• Short exercise: Gather all lines from the material that contain the word "Give".

==================================================

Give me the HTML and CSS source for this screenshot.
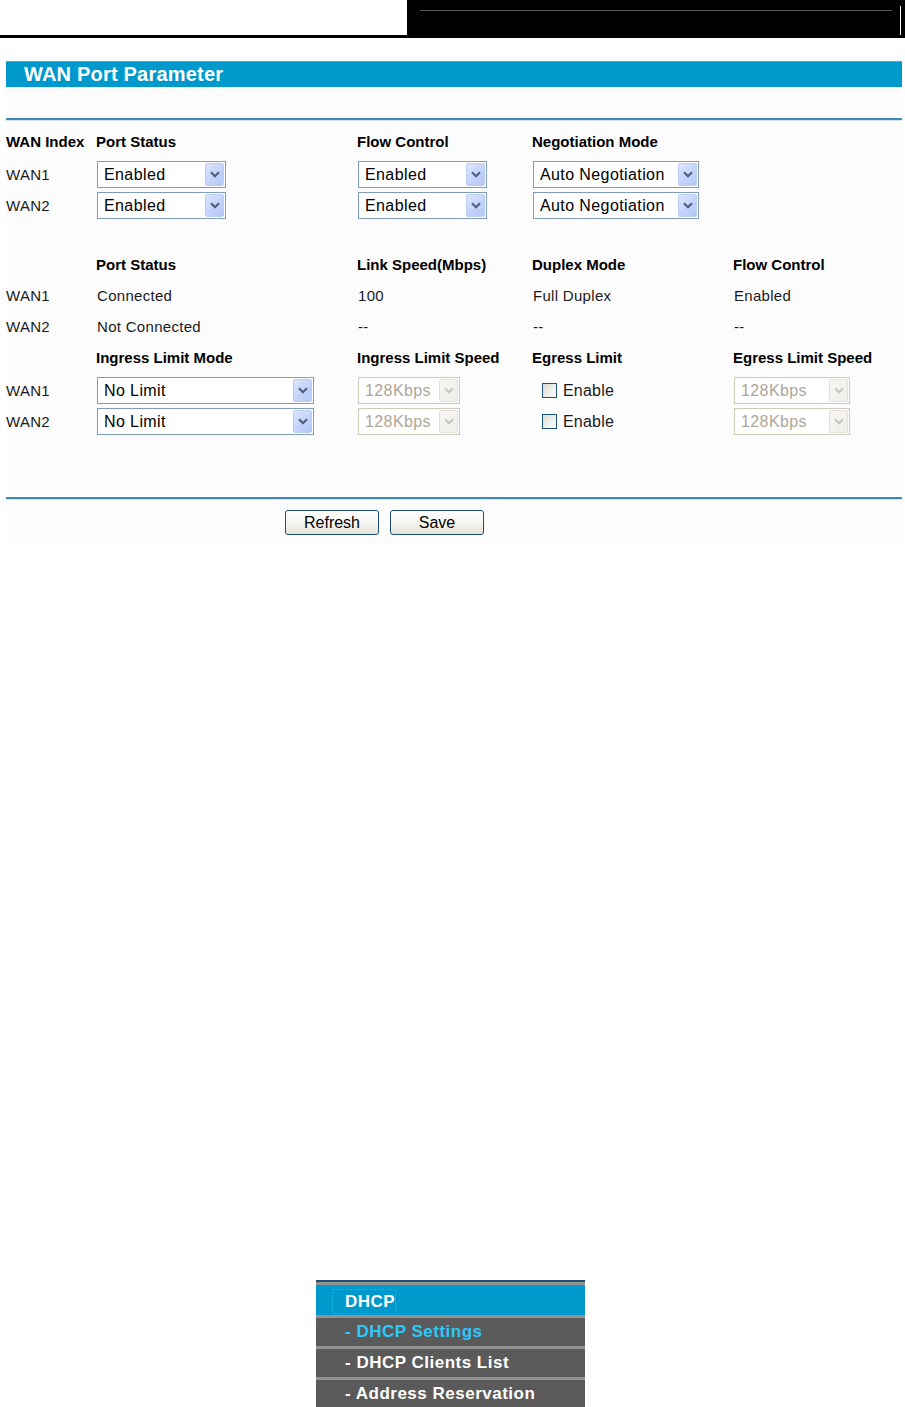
FILE: index.html
```html
<!DOCTYPE html>
<html>
<head>
<meta charset="utf-8">
<title>WAN Port Parameter</title>
<link rel="stylesheet" href="styles.css">
</head>
<body>
<div class="top">
  <div class="top-left"></div>
  <div class="top-right">
    <div class="top-rule"></div>
    <div class="top-vline"></div>
  </div>
</div>

<div class="panel">
  <div class="title">WAN Port Parameter</div>
  <div class="rule rule-top"></div>
  <div class="grid">
    <div class="h">WAN Index</div>
    <div class="h">Port Status</div>
    <div class="h">Flow Control</div>
    <div class="h">Negotiation Mode</div>
    <div class="h"></div>

    <div class="c">WAN1</div>
    <div class="c"><div class="sel w129"><span>Enabled</span><i class="arr"><svg viewBox="0 0 10 7" width="10" height="7"><path d="M1 1.2L5 5.2L9 1.2"/></svg></i></div></div>
    <div class="c"><div class="sel w129"><span>Enabled</span><i class="arr"><svg viewBox="0 0 10 7" width="10" height="7"><path d="M1 1.2L5 5.2L9 1.2"/></svg></i></div></div>
    <div class="c"><div class="sel w166"><span>Auto Negotiation</span><i class="arr"><svg viewBox="0 0 10 7" width="10" height="7"><path d="M1 1.2L5 5.2L9 1.2"/></svg></i></div></div>
    <div class="c"></div>

    <div class="c">WAN2</div>
    <div class="c"><div class="sel w129"><span>Enabled</span><i class="arr"><svg viewBox="0 0 10 7" width="10" height="7"><path d="M1 1.2L5 5.2L9 1.2"/></svg></i></div></div>
    <div class="c"><div class="sel w129"><span>Enabled</span><i class="arr"><svg viewBox="0 0 10 7" width="10" height="7"><path d="M1 1.2L5 5.2L9 1.2"/></svg></i></div></div>
    <div class="c"><div class="sel w166"><span>Auto Negotiation</span><i class="arr"><svg viewBox="0 0 10 7" width="10" height="7"><path d="M1 1.2L5 5.2L9 1.2"/></svg></i></div></div>
    <div class="c"></div>

    <div class="spacer"></div>

    <div class="h"></div>
    <div class="h">Port Status</div>
    <div class="h">Link Speed(Mbps)</div>
    <div class="h">Duplex Mode</div>
    <div class="h">Flow Control</div>

    <div class="c">WAN1</div>
    <div class="c t">Connected</div>
    <div class="c t">100</div>
    <div class="c t">Full Duplex</div>
    <div class="c t">Enabled</div>

    <div class="c">WAN2</div>
    <div class="c t">Not Connected</div>
    <div class="c t">--</div>
    <div class="c t">--</div>
    <div class="c t">--</div>

    <div class="h"></div>
    <div class="h">Ingress Limit Mode</div>
    <div class="h">Ingress Limit Speed</div>
    <div class="h">Egress Limit</div>
    <div class="h">Egress Limit Speed</div>

    <div class="c">WAN1</div>
    <div class="c"><div class="sel w217"><span>No Limit</span><i class="arr"><svg viewBox="0 0 10 7" width="10" height="7"><path d="M1 1.2L5 5.2L9 1.2"/></svg></i></div></div>
    <div class="c"><div class="sel dis w102"><span>128Kbps</span><i class="arr"><svg viewBox="0 0 10 7" width="10" height="7"><path d="M1 1.2L5 5.2L9 1.2"/></svg></i></div></div>
    <div class="c"><label class="chk"><span class="box"></span>Enable</label></div>
    <div class="c"><div class="sel dis w116"><span>128Kbps</span><i class="arr"><svg viewBox="0 0 10 7" width="10" height="7"><path d="M1 1.2L5 5.2L9 1.2"/></svg></i></div></div>

    <div class="c">WAN2</div>
    <div class="c"><div class="sel w217"><span>No Limit</span><i class="arr"><svg viewBox="0 0 10 7" width="10" height="7"><path d="M1 1.2L5 5.2L9 1.2"/></svg></i></div></div>
    <div class="c"><div class="sel dis w102"><span>128Kbps</span><i class="arr"><svg viewBox="0 0 10 7" width="10" height="7"><path d="M1 1.2L5 5.2L9 1.2"/></svg></i></div></div>
    <div class="c"><label class="chk"><span class="box"></span>Enable</label></div>
    <div class="c"><div class="sel dis w116"><span>128Kbps</span><i class="arr"><svg viewBox="0 0 10 7" width="10" height="7"><path d="M1 1.2L5 5.2L9 1.2"/></svg></i></div></div>
  </div>
  <div class="rule rule-bottom"></div>
  <div class="buttons">
    <button class="btn">Refresh</button>
    <button class="btn">Save</button>
  </div>
</div>

<div class="menu">
  <div class="mi mi-head"><span class="focus">DHCP</span></div>
  <div class="mi mi-active">- DHCP Settings</div>
  <div class="mi">- DHCP Clients List</div>
  <div class="mi">- Address Reservation</div>
</div>
</body>
</html>
```

FILE: styles.css
```css
html, body {
  margin: 0;
  padding: 0;
  background: #ffffff;
}

body {
  width: 905px;
  font-family: "Liberation Sans", Arial, sans-serif;
  color: #111;
}

/* top header */
.top {
  display: flex;
  height: 38px;
}
.top-left {
  width: 407px;
  height: 35px;
  border-bottom: 3px solid #000;
}
.top-right {
  width: 498px;
  height: 38px;
  background: #000;
  display: flex;
  align-items: flex-start;
}
.top-rule {
  width: 472px;
  height: 1px;
  margin-left: 13px;
  margin-top: 10px;
  background: #5a5a5a;
}
.top-vline {
  width: 1px;
  height: 29px;
  margin-left: 8px;
  margin-top: 6px;
  background: #fff;
}

/* panel */
.panel {
  margin: 23px 0 0 6px;
  width: 896px;
  background: #fcfcfc;
  padding-bottom: 11px;
}
.title {
  height: 26px;
  background: #0099cc;
  border-top: 1px solid #38b3db;
  box-sizing: border-box;
  color: #fff;
  font-weight: bold;
  font-size: 20px;
  line-height: 24px;
  padding-left: 18px;
  letter-spacing: 0.2px;
}
.rule {
  height: 2px;
  background: #3f89b3;
  box-shadow: 0 1px 0 #cfe2ee;
}
.rule-top {
  margin-top: 31px;
}
.rule-bottom {
  margin-top: 60px;
}

/* grid */
.grid {
  margin-top: 6px;
  display: grid;
  grid-template-columns: 90px 261px 175px 201px 1fr;
  grid-template-rows: 33px 31px 31px 28px 31px 31px 31px 33px 31px 31px;
  font-size: 15px;
  letter-spacing: 0.3px;
}
.h {
  align-self: start;
  line-height: 31px;
  font-weight: bold;
  letter-spacing: 0;
  color: #000;
  white-space: nowrap;
}
.c {
  align-self: center;
  white-space: nowrap;
  color: #1a1a1a;
}
.t {
  padding-left: 1px;
}
.spacer {
  grid-column: 1 / -1;
}

/* faux select */
.sel {
  box-sizing: border-box;
  height: 27px;
  border: 1px solid #7f9db9;
  background: #fff;
  display: flex;
  align-items: center;
  padding-left: 6px;
  font-size: 16px;
  letter-spacing: 0.4px;
  color: #000;
  margin-left: 1px;
}
.sel span {
  flex: 1;
}
.arr {
  box-sizing: border-box;
  width: 19px;
  height: 23px;
  margin-right: 1px;
  border: 1px solid #bccdf5;
  border-radius: 2px;
  background: linear-gradient(135deg, #dde6fd 0%, #c3d3fb 55%, #b4c7f5 100%);
  display: flex;
  align-items: center;
  justify-content: center;
}
.arr svg path {
  fill: none;
  stroke: #4d6185;
  stroke-width: 2.2;
}
.dis {
  border-color: #cdcabc;
  color: #aca899;
}
.dis .arr {
  border-color: #e3e1d7;
  background: linear-gradient(135deg, #f7f6f2 0%, #efeee8 100%);
}
.dis .arr svg path {
  stroke: #c9c7bc;
}

.w129 { width: 129px; }
.w166 { width: 166px; }
.w217 { width: 217px; }
.w102 { width: 102px; }
.w116 { width: 116px; }

/* checkbox */
.chk {
  display: flex;
  align-items: center;
  margin-left: 10px;
  font-size: 16px;
  letter-spacing: 0.2px;
  color: #1a1a1a;
}
.box {
  box-sizing: border-box;
  width: 15px;
  height: 15px;
  border: 1px solid #1c5180;
  background: linear-gradient(135deg, #d9d9d2 0%, #ededea 50%, #fbfbf9 100%);
  margin-right: 6px;
}

/* buttons */
.buttons {
  display: flex;
  gap: 11px;
  padding-left: 279px;
  margin-top: 11px;
}
.btn {
  box-sizing: border-box;
  width: 94px;
  height: 25px;
  border: 1px solid #1d4f7e;
  border-radius: 3px;
  background: linear-gradient(#ffffff 0%, #f5f4ef 60%, #e4e1d6 100%);
  font-family: "Liberation Sans", Arial, sans-serif;
  font-size: 16px;
  color: #000;
  padding: 0;
}

/* menu */
.menu {
  margin: 734px 0 0 316px;
  width: 269px;
  border-top: 2px solid #23506e;
  font-weight: bold;
  font-size: 17px;
  letter-spacing: 0.5px;
}
.mi {
  border-top: 3px solid #929292;
  height: 28px;
  background: #5a5a5a;
  color: #fff;
  line-height: 28px;
  padding-left: 29px;
  white-space: nowrap;
}
.mi-head {
  height: 30px;
  background: #0099cc;
  padding-left: 16px;
  line-height: 23px;
}
.focus {
  display: inline-block;
  box-sizing: border-box;
  height: 25px;
  margin-top: 4px;
  padding-left: 12px;
  border: 1px dotted #ff6a2a;
}
.mi-active {
  color: #2cc8fb;
}
```
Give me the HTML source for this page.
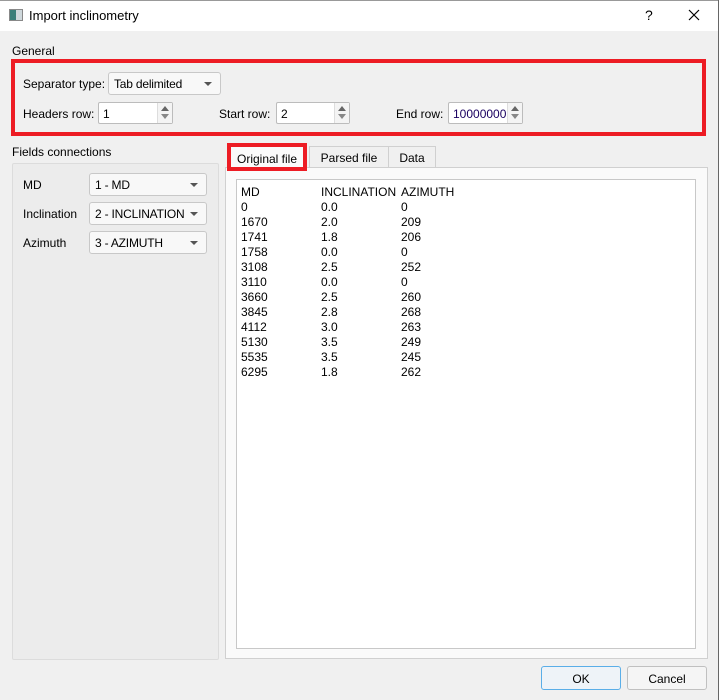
<!DOCTYPE html>
<html><head><style>
*{box-sizing:border-box;margin:0;padding:0}
body{width:719px;height:700px;background:#f0f0f0;font-family:"Liberation Sans",sans-serif;font-size:12px;color:#000;position:relative;overflow:hidden}
.a{position:absolute}
.title{left:0;top:0;width:719px;height:31px;background:#fff;border-top:1px solid #999}
.combo{position:absolute;background:#f8f8f8;border:1px solid #c8c8c8;border-radius:3px;padding:4px 0 0 5px;height:23px;letter-spacing:-0.2px}
.combo:after{content:"";position:absolute;right:8px;top:9px;border-left:4px solid transparent;border-right:4px solid transparent;border-top:4px solid #555}
.spin{position:absolute;background:#fff;border:1px solid #bcbcbc;border-radius:2px;padding:4px 0 0 4px;height:22px}
.spin .b{position:absolute;right:0;top:0;width:15px;height:20px;border-left:1px solid #ddd;background:#f4f4f4}
.spin .b:before{content:"";position:absolute;left:3px;top:3px;border-left:4px solid transparent;border-right:4px solid transparent;border-bottom:5px solid #666}
.spin .b:after{content:"";position:absolute;left:3px;top:11px;border-left:4px solid transparent;border-right:4px solid transparent;border-top:5px solid #888}
.tab{position:absolute;border:1px solid #d0d0d0;border-bottom:none;background:#f0f0f0;text-align:center;padding-top:4px;height:21px}
.btn{position:absolute;border:1px solid #c0c0c0;background:#f5f5f5;border-radius:3px;text-align:center;padding-top:5px;height:24px;width:80px}
.row{position:absolute;left:241px;height:15px}
.row span{position:absolute;white-space:pre}
</style></head><body>
<div class="a title"></div>
<div class="a" style="left:9px;top:9px;width:14px;height:12px;border:1px solid #888;background:linear-gradient(90deg,#3a7f7a 50%,#cfd8dc 50%)"></div>
<div class="a" style="left:29px;top:8px;font-size:13px">Import inclinometry</div>
<div class="a" style="left:645px;top:7px;font-size:14px">?</div>
<svg class="a" style="left:688px;top:9px" width="12" height="12"><path d="M1 1L11 11M11 1L1 11" stroke="#000" stroke-width="1.2"/></svg>
<div class="a" style="right:0;top:0;width:1px;height:700px;background:#666"></div>

<div class="a" style="left:12px;top:44px">General</div>
<div class="a" style="left:11px;top:59px;width:695px;height:77px;border:4px solid #ed1c24"></div>
<div class="a" style="left:23px;top:77px">Separator type:</div>
<div class="combo" style="left:108px;top:72px;width:113px">Tab delimited</div>
<div class="a" style="left:23px;top:107px">Headers row:</div>
<div class="spin" style="left:98px;top:102px;width:75px">1<div class="b"></div></div>
<div class="a" style="left:219px;top:107px">Start row:</div>
<div class="spin" style="left:276px;top:102px;width:74px">2<div class="b"></div></div>
<div class="a" style="left:396px;top:107px">End row:</div>
<div class="spin" style="left:448px;top:102px;width:75px;color:#1a0060">10000000<div class="b"></div></div>

<div class="a" style="left:12px;top:145px">Fields connections</div>
<div class="a" style="left:12px;top:163px;width:207px;height:497px;border:1px solid #dcdcdc;border-radius:2px;background:#ececec"></div>
<div class="a" style="left:23px;top:178px">MD</div>
<div class="combo" style="left:89px;top:173px;width:118px">1 - MD</div>
<div class="a" style="left:23px;top:207px">Inclination</div>
<div class="combo" style="left:89px;top:202px;width:118px">2 - INCLINATION</div>
<div class="a" style="left:23px;top:236px">Azimuth</div>
<div class="combo" style="left:89px;top:231px;width:118px">3 - AZIMUTH</div>

<div class="a" style="left:225px;top:167px;width:483px;height:492px;border:1px solid #d0d0d0;background:#fafafa"></div>
<div class="tab" style="left:309px;top:146px;width:80px">Parsed file</div>
<div class="tab" style="left:388px;top:146px;width:48px">Data</div>
<div class="tab" style="left:227px;top:143px;width:80px;height:28px;background:#fafafa;border:4px solid #ed1c24;padding-top:5px">Original file</div>
<div class="a" style="left:236px;top:179px;width:460px;height:470px;border:1px solid #c8c8c8;background:#fff"></div>
<div class="row" style="top:185px"><span style="left:0">MD</span><span style="left:80px">INCLINATION</span><span style="left:160px">AZIMUTH</span></div>
<div class="row" style="top:200px"><span>0</span><span style="left:80px">0.0</span><span style="left:160px">0</span></div>
<div class="row" style="top:215px"><span>1670</span><span style="left:80px">2.0</span><span style="left:160px">209</span></div>
<div class="row" style="top:230px"><span>1741</span><span style="left:80px">1.8</span><span style="left:160px">206</span></div>
<div class="row" style="top:245px"><span>1758</span><span style="left:80px">0.0</span><span style="left:160px">0</span></div>
<div class="row" style="top:260px"><span>3108</span><span style="left:80px">2.5</span><span style="left:160px">252</span></div>
<div class="row" style="top:275px"><span>3110</span><span style="left:80px">0.0</span><span style="left:160px">0</span></div>
<div class="row" style="top:290px"><span>3660</span><span style="left:80px">2.5</span><span style="left:160px">260</span></div>
<div class="row" style="top:305px"><span>3845</span><span style="left:80px">2.8</span><span style="left:160px">268</span></div>
<div class="row" style="top:320px"><span>4112</span><span style="left:80px">3.0</span><span style="left:160px">263</span></div>
<div class="row" style="top:335px"><span>5130</span><span style="left:80px">3.5</span><span style="left:160px">249</span></div>
<div class="row" style="top:350px"><span>5535</span><span style="left:80px">3.5</span><span style="left:160px">245</span></div>
<div class="row" style="top:365px"><span>6295</span><span style="left:80px">1.8</span><span style="left:160px">262</span></div>

<div class="btn" style="left:541px;top:666px;border-color:#5aaee8;background:#eef3f8">OK</div>
<div class="btn" style="left:627px;top:666px">Cancel</div>
</body></html>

==================================================

• Exercise output:
Give me the HTML and CSS source for this screenshot.
Give me the HTML source for this page.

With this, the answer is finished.